Yeah. I’m also very excited about both use cases, and DAOs, for me, it’s a game-changer because you can pretty much have companies at scale without having central departments that at scale are very, very damaging. If I’m thinking about also… especially marketing, distribution, product development, if you can scale them with a decentralized approach, it would be very interesting to see what happens. Of course, we are going to see this process taking years and years before we get to that point.
So yeah, it was an incredible discussion. I hope we can have a second discussion probably focused just on Web 3 three in the coming weeks as I ramp up the podcast series. So, thanks a lot for joining me for this conversation, Gerry. It was a huge pleasure.
It was a delight. Thank you very much.
The first internet wave and the first walled gardens
In the first wave of the commercial Internet (1994-1999) the first big tech players and tech giants were walled gardens. Those platforms enabled access to proprietary networks (this wasn’t really the Internet, as those were not open protocols) where users could enjoy a set of online services (emails, news, forums, and later on search). These first tech giants were companies like AOL, Prodigy, CompuServe, and GEnie. Their business model was straightforward, you would pay for a monthly subscription, and enjoy a few hours of access to their proprietary networks. For each additional hour users spent on top of the subscription, they would be charged based on consumption.
The first Internet giant: AOL
As AOL took over the Internet in the first wave of the mid-90s, it also opened up its platform to more and more people, by changing its revenue model. From the subscription and consumption model, AOL had to adapt to the unlimited subscription model where users could enjoy unlimited access to AOL’s proprietary network. With this new model, AOL users’ base grew even further. But it also showed some of its weaknesses, as the platform became unstable, with a wide number of new members. In this time period, the Internet also grew exponentially, favoring the birth of a few tech players. In this period, something very counterintuitive happened. Search, which seemed a feature to offer on top of the Internet, became a killer commercial application!
Browsers wrecked down the walls of the proprietary networks
As the number of sites on the Internet grew exponentially, this opened up the need for a tool that enabled to surf the web to find the most relevant web pages. In parallel to the development of proprietary networks, like AOL, other tools had turned out to be congenial to the Internet. The first was the browser, with a player like Mosaic which in a short time span, became very popular. Yet by 1994, a group of young people that had also worked at Mosaic (among which venture capitalist Marc Andreessen, founder of a16z), also built a browser called Netscape, which by 1995 became very popular. Netscape drew the attention of Microsoft’s Bill Gates, which understood how browsers could become the gatekeepers of the Internet. This spurred a war between Microsoft and Netscape, which culminated in Microsoft’s release of Internet Explorer, bundled in its Microsoft Office products. Thus, Microsoft leveraged its position in the market, to quickly gain market shares, against Netscape. This drew the attention of the regulators who called Microsoft for abusing its dominating position.
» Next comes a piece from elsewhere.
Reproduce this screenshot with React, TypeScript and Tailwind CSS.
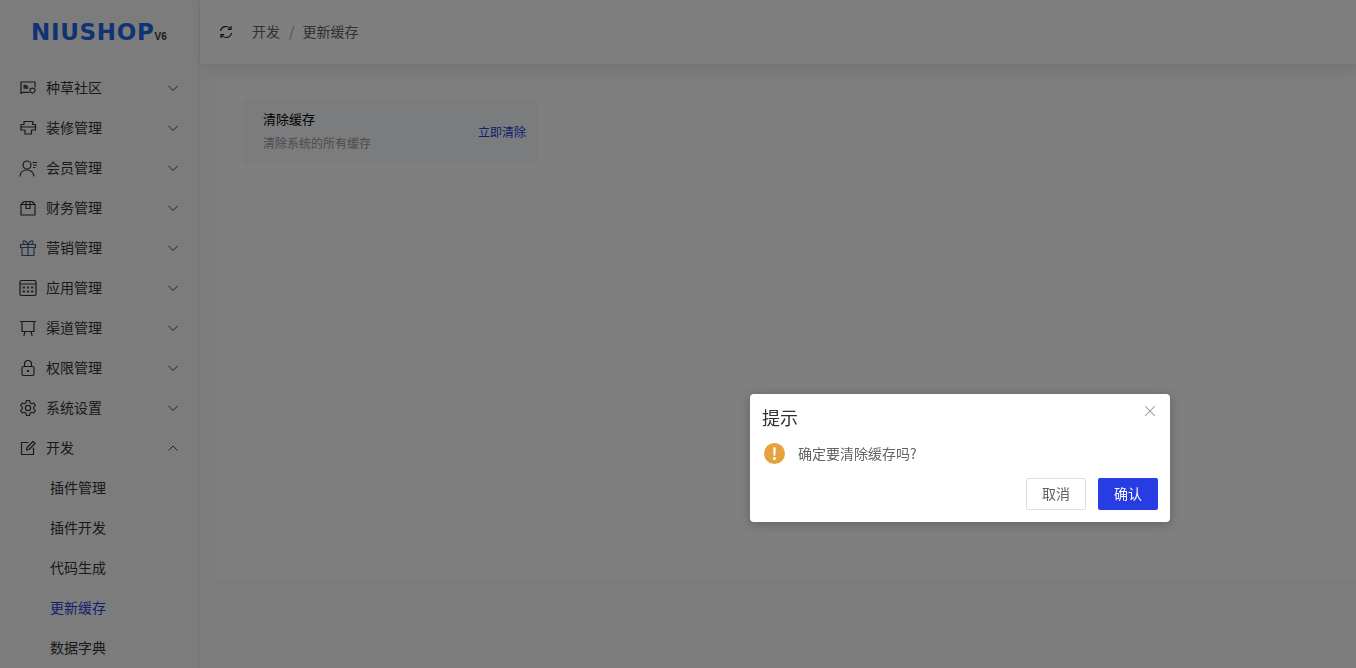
import { X } from "lucide-react"
import type { ReactNode } from "react"

const font = { fontFamily: '"Noto Sans CJK SC", "Liberation Sans", sans-serif' }

function Icon({ children }: { children: ReactNode }) {
  return (
    <svg viewBox="0 0 18 18" fill="none" stroke="#333333" strokeWidth="1.2" strokeLinecap="round" strokeLinejoin="round" className="w-[18px] h-[18px] shrink-0">
      {children}
    </svg>
  )
}

const menu: { label: string; icon: ReactNode }[] = [
  {
    label: "种草社区",
    icon: (
      <>
        <path d="M2 3h14v5M2 3v11.500l2-1.200h6" />
        <path d="M5 6h2l2 1.500v2H5z" fill="#555555" strokeWidth="0.5" />
        <path d="M11 10l2.500-1 2.500 1v1.500c0 1-1 2.200-2.500 2.700-1.500-.5-2.500-1.700-2.500-2.700z" />
      </>
    ),
  },
  {
    label: "装修管理",
    icon: (
      <>
        <path d="M5 2.500h9l-.5 3h3v5.500h-4v4H6v-4H2V5.500h3z" />
        <path d="M2 8h14" />
      </>
    ),
  },
  {
    label: "会员管理",
    icon: (
      <>
        <circle cx="8" cy="6" r="4" />
        <path d="M1 17c.5-4 3-6 7-6s6 2 7 6" />
        <path d="M14 3.500h3.500M14.500 6h3M14.500 8.500h1.500" />
      </>
    ),
  },
  {
    label: "财务管理",
    icon: (
      <>
        <path d="M2 5.500l3-3h8l3 3v10.500H2z" />
        <path d="M2 5.500h14M7 2.500v7h4v-7" />
      </>
    ),
  },
  {
    label: "营销管理",
    icon: (
      <g stroke="#3f5f80">
        <path d="M1.500 5.500h15v3h-15zM3 8.500v8h12v-8M9 5.500v11" />
        <path d="M9 5.500C7 1 3.500 1 4 3.500c.2 1.200 2 2 5 2zM9 5.500C11 1 14.500 1 14 3.500c-.2 1.200-2 2-5 2z" />
      </g>
    ),
  },
  {
    label: "应用管理",
    icon: (
      <>
        <rect x="1" y="1.500" width="16" height="15" rx="1.500" stroke="#3a2438" />
        <path d="M1 5h16" stroke="#3a2438" />
        <path d="M3.500 8.500h2.500M7.800 8.500h2.500M12 8.500h2.500M3.500 12.500h2.500M7.800 12.500h2.500M12 12.500h2.500" strokeWidth="2.200" strokeLinecap="butt" stroke="#6b5030" />
      </>
    ),
  },
  {
    label: "渠道管理",
    icon: (
      <path d="M1.500 2.500h15M3 2.500v10h12v-10M6 12.500l-1 4M12 12.500l1 4" />
    ),
  },
  {
    label: "权限管理",
    icon: (
      <>
        <rect x="3" y="7.500" width="12" height="9" rx="1.500" />
        <path d="M5.500 7.500V5a3.500 3.500 0 017 0v2.500" />
        <path d="M9 11v2" strokeWidth="2" strokeLinecap="butt" />
      </>
    ),
  },
  {
    label: "系统设置",
    icon: (
      <>
        <path d="M7.500 1.500h3l.5 2.200 1.700 1 2.100-.7 1.500 2.600-1.600 1.500v1.800l1.600 1.500-1.500 2.600-2.100-.7-1.700 1-.5 2.200h-3l-.5-2.200-1.700-1-2.100.7L1.700 11.400l1.600-1.500V8.100L1.700 6.600l1.500-2.600 2.100.7 1.700-1z" />
        <circle cx="9" cy="9" r="2.600" />
      </>
    ),
  },
  {
    label: "开发",
    icon: (
      <>
        <path d="M14.500 9v6.500h-12v-12H9" />
        <path d="M7.500 11l.5-2.500L14 2.500l2 2-6 6z" />
      </>
    ),
  },
]

const subMenu = ["插件管理", "插件开发", "代码生成", "更新缓存", "数据字典"]

function Chevron({ up }: { up?: boolean }) {
  return (
    <svg viewBox="0 0 12 12" fill="none" stroke="#444444" strokeWidth="1" className="w-3 h-3 shrink-0">
      <path d={up ? "M1.500 8.500L6 4l4.500 4.500" : "M1.500 4L6 8.500 10.500 4"} />
    </svg>
  )
}

export default function App() {
  return (
    <div className="flex w-full h-screen overflow-hidden bg-[#f8f8f8] text-[#333333]" style={font}>
      <aside className="w-[200px] shrink-0 h-full overflow-hidden bg-[#f9f9f9] border-r border-[#efefef]">
        <div className="h-[68px] pl-[31px] pt-[17px] flex items-start">
          <span className="text-[#1f68e6] text-[23px] leading-[30px] font-bold tracking-[0.700px]" style={{ fontFamily: '"DejaVu Sans", sans-serif' }}>NIUSHOP</span>
          <span className="text-[#333333] text-[10px] leading-none font-bold mt-[15px]" style={{ fontFamily: '"Liberation Sans", sans-serif' }}>V6</span>
        </div>
        {menu.map((m, i) => (
          <div key={m.label} className="h-10 pl-[19px] pr-[20px] flex items-center text-sm">
            <Icon>{m.icon}</Icon>
            <span className="ml-[9px] flex-1 -translate-y-px">{m.label}</span>
            <Chevron up={i === menu.length - 1} />
          </div>
        ))}
        {subMenu.map((s) => (
          <div key={s} className={`h-10 pl-[50px] flex items-center text-sm ${s === "更新缓存" ? "text-[#273ce2]" : ""}`}>
            <span className="-translate-y-px">{s}</span>
          </div>
        ))}
      </aside>

      <div className="flex-1 min-w-0 flex flex-col">
        <header className="h-16 shrink-0 bg-white shadow-[0_2px_12px_rgba(0,0,0,0.1)] pl-[19px] flex items-center text-sm text-[#606266]">
          <svg viewBox="0 0 14 14" fill="none" stroke="#222222" strokeWidth="1.200" className="w-[14px] h-[14px] shrink-0">
            <path d="M1.500 6A5.500 5.500 0 0111.500 4M12.500 8A5.500 5.500 0 012.500 10" />
            <path d="M12 1v3.300H8.800M2 13V9.700h3.200" />
          </svg>
          <span className="ml-[19px] -translate-y-px">开发</span>
          <span className="ml-[9px] mr-2 text-[#a0a0a0] -translate-y-px">/</span>
          <span className="-translate-y-px">更新缓存</span>
        </header>
        <main className="flex-1 min-h-0 pt-[15px] pl-[15px]">
          <div className="h-[500px] bg-white pt-5 pl-7">
            <div className="w-[295px] h-[65px] bg-[#f7f8fa] pl-5 pr-3 flex items-center justify-between">
              <div>
                <div className="text-[13px] leading-[18px] text-black -translate-y-[2px]">清除缓存</div>
                <div className="text-xs leading-[16px] mt-[5px] text-[#999999]">清除系统的所有缓存</div>
              </div>
              <span className="text-xs text-[#273ce2]">立即清除</span>
            </div>
          </div>
        </main>
      </div>

      <div className="fixed inset-0 bg-black/50" />
      <div className="fixed left-[750px] top-[394px] w-[420px] h-[128px] bg-white rounded px-3 pt-[9px] shadow-[0_2px_12px_rgba(0,0,0,0.25)]">
        <div className="flex items-start justify-between h-[28px]">
          <span className="text-lg leading-[28px] text-[#303133]">提示</span>
          <X className="w-[18px] h-[18px] -mr-px -mt-px text-[#909399]" strokeWidth={1.4} />
        </div>
        <div className="flex items-center mt-[11px] h-[22px] pl-[2px]">
          <span className="w-[21px] h-[21px] rounded-full bg-[#e6a23c] text-white flex items-center justify-center text-base font-bold">!</span>
          <span className="ml-[13px] text-sm text-[#606266]">确定要清除缓存吗?</span>
        </div>
        <div className="flex justify-end gap-3 mt-[14px]">
          <button className="w-[60px] h-8 rounded-[2px] bg-white border border-[#dcdfe6] text-sm text-[#606266]"><span className="relative -top-px">取消</span></button>
          <button className="w-[60px] h-8 rounded-[2px] bg-[#273ce2] text-sm text-white"><span className="relative -top-px">确认</span></button>
        </div>
      </div>
    </div>
  )
}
This led to the parallel development of another commercial killer application: search.
Search turns out as a commercial killer application
As the Browsers’ War went on, search became the most important application of the Internet, enabling users to surface the growing numbers of pages on the Web, which was growing at an untamable pace. Search, therefore, was essential. However, the first search engines, while useful, they were still too much focused on paid placements, and also much easier to game, by webmasters who could easily have their pages show up as relevant, even if not. This paved the way for new players. One epitome of that was GoTo.com, created by the legendary Bill Gross. GoTo.com not only mixed paid results as if they were organic results.
It enabled everyone to bid and compete on its advertising platform. Thus, making the paid search a primary feature. While this model, called CPC was revolutionary, it was also skewed substantially toward paid vs organic results. In that period, toward the end of the 1990s, another player had developed a search engine able to index, and rank the growing mole of web pages. This was first called Backrub, out of a P.h.d. project at Stanford. And later it was called Google! Google picked up quickly, becoming de facto the most popular search engine at the time. Its ability stood in enabling websites to rank organically, without having to pay. Initially, Google’s founders were quite skeptical of the advertising model for search engines, as they thought this would be intrinsically biased toward paid ads, thus not giving relevant results. Yet, over time they set to change that. They, therefore, started to build an advertising machine, able to also rank paid results based on various factors. Thus, Google borrowed from the GoTo.com CPC model, and it improved on it. This formula turned out to be extremely powerful.
The Google’s deal that made it the tech giant we know today
While Google’s user base was scaling quickly in its early years. Its advertising machine would be built later on (2001-2004). Thus, in the early years, Google had to rely on business development deals to further scale-up, strengthen its position, and become the market leader. Among the most important deals Google sealed at the time, there was the deal with AOL. Indeed, AOL saw search as a feature within its proprietary network, thus featuring a search engine that enabled users to surf the web. Initially, GoTo.com (later called Overture) had a deal with AOL to be featured as the main search engine. Yet as this contract expired by the late 90s, Google jumped on it, managing to get the deal with AOL, in place of Overture! This deal was a very important one, which put Google on a further growth trajectory.
Proprietary networks got stuck in their game while users’ sophistication grew
Over the years and going into the early 2000s, proprietary networks had become less and less relevant, as more Internet/Web players had spurred up. From e-commerce to search, platforms like AOL had lost traction. In that scenario, Google became the new King in town.
The new King in town is Google
From then on Google became the new dominant player of the Internet. From wrecking the walls of closed proprietary networks. Over the years (the 2010s – present) Google, then become Alphabet turned into a sort of Walled Garden.